Le troisième ensemble est tout entier centré sur l’"économie" (9 jours). Son objectif : fournir aux stagiaires les éléments explicatifs de l’économie actuelle et les grandes évolutions possibles en la matière. Son but : renforcer et actualiser les connaissances théoriques acquises, casser les représentations et replacer la Lyonnaise de Banque dans son environnement macro-économique.

La culture et le marketing bancaire constituent le quatrième module (8 jours). Son objectif : faire saisir les enjeux d’un environnement bancaire en profonde mutation, repérer les rouages du système financier et présenter les techniques spécifiques au marketing bancaire. Ce module, à caractère professionnel, replonge le dispositif universitaire au coeur du quotidien bancaire.

Un cinquième temps (7 jours) est réservé à la gestion , au système informatique et à la politique générale de l’entreprise. Il vise la maîtrise des outils de gestion, une familiarisation plus grande avec l’informatique, ses procédures, ses hommes, ses codes, ses utilisations, un regard sur les stratégies de développement de la Lyonnaise.

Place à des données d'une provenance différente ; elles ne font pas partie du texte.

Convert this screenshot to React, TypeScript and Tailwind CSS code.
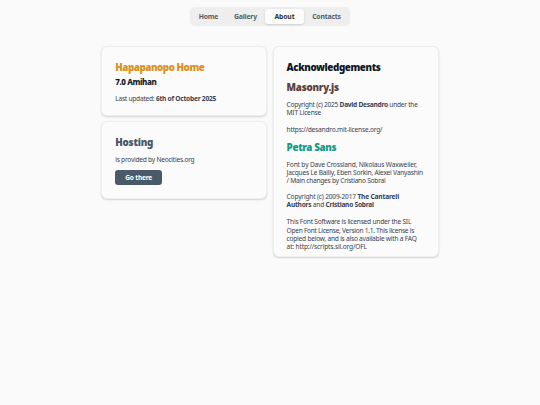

Dernier moment du périple : le retour à la civilisation, à la culture et à la connaissance du monde contemporain (5 jours). Module déconnecté, encore que..., de l’immédiateté, de la prégnance professionnelle ; module d’ouverture des esprits, module de découverte visant à permettre à chacun de rattacher son expérience propre, son histoire de vie à des ensembles plus vastes et à engager d’autres quêtes infinies. Y furent abordés : l’homme dans la chaîne du vivant et l’origine de la vie, l’homme social, la culture et les loisirs, aussi bien que l’histoire de l’art, la géopolitique, la société médiatique et la littérature.

Notes
62.

Appellation interne désignant les stagiaires du dispositif Ulyce.

63.

H. Moulard, in le Figaro du 18 avril 1989.

64.

Ulyce première version, voir infra.

65.

Effet sur les hommes, la structure, les qualifications, etc.

66.

Ce, malgré le désaccord de la CFDT qui, par ailleurs est favorable à Ulyce.

67.

Thème d’une campagne de communication globale de la Lyonnaise de Banque sur la disponibilité interne/externe des personnels à l’égard de la clientèle au sens large.